**TASK DESCRIPTION**
Search the material for "components" and show all lines that contain it.

**Code that builds pages**

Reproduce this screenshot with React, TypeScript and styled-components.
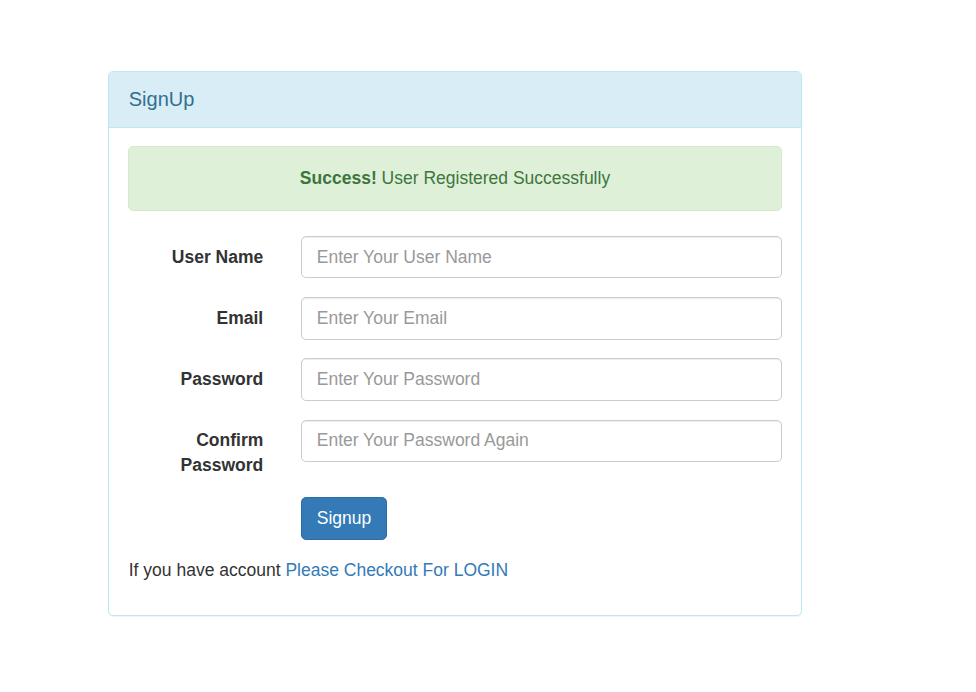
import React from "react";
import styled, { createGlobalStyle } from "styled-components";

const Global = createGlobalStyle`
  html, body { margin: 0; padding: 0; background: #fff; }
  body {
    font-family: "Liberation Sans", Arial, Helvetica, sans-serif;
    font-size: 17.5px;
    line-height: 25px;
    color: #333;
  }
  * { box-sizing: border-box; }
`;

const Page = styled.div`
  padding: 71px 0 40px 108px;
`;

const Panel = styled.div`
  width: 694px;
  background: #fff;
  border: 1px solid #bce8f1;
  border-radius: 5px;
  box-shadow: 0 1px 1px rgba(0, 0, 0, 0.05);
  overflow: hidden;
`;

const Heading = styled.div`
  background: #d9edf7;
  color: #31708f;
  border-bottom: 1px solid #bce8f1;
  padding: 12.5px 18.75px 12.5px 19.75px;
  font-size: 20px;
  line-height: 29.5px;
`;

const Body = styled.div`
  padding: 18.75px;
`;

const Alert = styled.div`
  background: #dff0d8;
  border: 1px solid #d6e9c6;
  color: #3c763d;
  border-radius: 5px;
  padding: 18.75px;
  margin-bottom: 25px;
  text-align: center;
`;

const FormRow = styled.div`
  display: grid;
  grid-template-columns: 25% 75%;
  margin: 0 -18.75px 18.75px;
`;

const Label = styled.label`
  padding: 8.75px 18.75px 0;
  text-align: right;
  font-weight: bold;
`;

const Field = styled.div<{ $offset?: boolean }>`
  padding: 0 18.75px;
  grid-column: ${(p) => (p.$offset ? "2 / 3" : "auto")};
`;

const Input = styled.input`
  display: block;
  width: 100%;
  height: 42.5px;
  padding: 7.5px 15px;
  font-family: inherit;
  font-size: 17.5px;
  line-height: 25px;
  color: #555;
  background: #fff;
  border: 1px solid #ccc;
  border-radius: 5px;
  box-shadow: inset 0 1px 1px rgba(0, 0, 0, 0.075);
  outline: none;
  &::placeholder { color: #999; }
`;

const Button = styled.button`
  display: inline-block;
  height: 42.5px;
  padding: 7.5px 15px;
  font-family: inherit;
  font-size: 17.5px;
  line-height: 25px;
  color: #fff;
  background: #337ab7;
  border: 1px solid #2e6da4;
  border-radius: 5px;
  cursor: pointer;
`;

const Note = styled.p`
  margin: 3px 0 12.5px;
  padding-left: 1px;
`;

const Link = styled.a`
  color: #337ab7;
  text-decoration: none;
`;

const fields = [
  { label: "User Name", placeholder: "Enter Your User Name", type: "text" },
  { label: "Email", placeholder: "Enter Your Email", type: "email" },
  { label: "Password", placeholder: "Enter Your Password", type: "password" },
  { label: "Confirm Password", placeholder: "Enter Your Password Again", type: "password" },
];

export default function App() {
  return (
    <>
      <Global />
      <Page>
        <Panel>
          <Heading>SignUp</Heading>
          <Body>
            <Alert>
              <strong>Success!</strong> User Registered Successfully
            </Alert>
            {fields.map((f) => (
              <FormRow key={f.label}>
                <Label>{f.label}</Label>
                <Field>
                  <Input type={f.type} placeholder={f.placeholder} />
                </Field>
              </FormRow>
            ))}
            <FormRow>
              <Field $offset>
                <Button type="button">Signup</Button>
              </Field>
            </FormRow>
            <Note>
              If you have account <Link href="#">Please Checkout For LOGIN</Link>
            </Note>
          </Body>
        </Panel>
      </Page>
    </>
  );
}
---
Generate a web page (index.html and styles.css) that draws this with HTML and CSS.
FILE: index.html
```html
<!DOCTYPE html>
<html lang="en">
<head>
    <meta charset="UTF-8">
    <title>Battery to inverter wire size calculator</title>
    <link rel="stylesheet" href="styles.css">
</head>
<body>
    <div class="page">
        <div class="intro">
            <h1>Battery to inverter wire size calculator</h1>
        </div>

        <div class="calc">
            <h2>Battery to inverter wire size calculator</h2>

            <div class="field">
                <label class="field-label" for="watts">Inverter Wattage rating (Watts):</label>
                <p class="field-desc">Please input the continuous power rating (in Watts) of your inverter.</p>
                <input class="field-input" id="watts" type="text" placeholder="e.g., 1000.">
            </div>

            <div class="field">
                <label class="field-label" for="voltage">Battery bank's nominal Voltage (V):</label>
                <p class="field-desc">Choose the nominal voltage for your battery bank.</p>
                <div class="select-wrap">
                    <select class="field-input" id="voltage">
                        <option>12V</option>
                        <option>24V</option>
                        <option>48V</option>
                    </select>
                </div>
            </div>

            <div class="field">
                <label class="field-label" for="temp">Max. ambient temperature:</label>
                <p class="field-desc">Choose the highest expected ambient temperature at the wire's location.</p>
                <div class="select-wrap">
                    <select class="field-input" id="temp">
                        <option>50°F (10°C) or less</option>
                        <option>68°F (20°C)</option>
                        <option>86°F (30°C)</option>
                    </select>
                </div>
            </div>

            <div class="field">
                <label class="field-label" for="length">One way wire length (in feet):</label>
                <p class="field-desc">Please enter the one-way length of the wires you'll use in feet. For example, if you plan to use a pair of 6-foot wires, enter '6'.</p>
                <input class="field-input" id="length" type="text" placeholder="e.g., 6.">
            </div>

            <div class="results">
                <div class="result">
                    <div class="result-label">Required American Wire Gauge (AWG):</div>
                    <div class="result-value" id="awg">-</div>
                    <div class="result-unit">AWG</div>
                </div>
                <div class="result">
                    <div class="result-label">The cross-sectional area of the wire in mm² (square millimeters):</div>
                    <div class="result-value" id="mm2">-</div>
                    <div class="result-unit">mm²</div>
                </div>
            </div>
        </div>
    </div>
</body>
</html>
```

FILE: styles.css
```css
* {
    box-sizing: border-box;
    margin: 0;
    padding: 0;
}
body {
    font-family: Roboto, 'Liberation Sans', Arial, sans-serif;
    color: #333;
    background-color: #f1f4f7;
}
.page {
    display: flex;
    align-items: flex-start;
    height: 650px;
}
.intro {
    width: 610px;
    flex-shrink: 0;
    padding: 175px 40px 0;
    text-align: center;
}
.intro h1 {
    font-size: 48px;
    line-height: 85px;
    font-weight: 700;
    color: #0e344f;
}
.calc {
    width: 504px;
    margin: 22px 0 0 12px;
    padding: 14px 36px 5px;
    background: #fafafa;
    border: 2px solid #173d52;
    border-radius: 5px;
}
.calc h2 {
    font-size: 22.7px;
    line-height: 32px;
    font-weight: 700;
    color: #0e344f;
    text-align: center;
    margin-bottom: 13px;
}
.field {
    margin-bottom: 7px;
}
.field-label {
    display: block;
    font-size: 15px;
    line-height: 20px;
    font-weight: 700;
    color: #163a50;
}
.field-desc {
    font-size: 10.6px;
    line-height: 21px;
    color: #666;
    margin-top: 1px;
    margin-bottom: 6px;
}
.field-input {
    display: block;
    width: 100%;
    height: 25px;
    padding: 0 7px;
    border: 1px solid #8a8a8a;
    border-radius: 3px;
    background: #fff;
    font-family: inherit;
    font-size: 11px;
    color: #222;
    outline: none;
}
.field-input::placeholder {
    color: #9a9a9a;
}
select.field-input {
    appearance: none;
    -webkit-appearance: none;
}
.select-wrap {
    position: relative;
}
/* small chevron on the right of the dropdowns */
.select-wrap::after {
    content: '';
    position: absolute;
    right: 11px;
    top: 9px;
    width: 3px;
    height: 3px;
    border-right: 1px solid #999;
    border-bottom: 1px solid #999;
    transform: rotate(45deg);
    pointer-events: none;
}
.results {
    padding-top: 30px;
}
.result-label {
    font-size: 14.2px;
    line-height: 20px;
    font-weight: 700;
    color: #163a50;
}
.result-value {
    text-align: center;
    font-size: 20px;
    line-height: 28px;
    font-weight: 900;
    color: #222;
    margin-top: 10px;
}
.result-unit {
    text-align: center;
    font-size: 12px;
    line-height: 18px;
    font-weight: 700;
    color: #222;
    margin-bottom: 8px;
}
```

**TASK ANSWER**
Reproduce this screenshot with React, TypeScript and styled-components.
import styled, { createGlobalStyle } from "styled-components";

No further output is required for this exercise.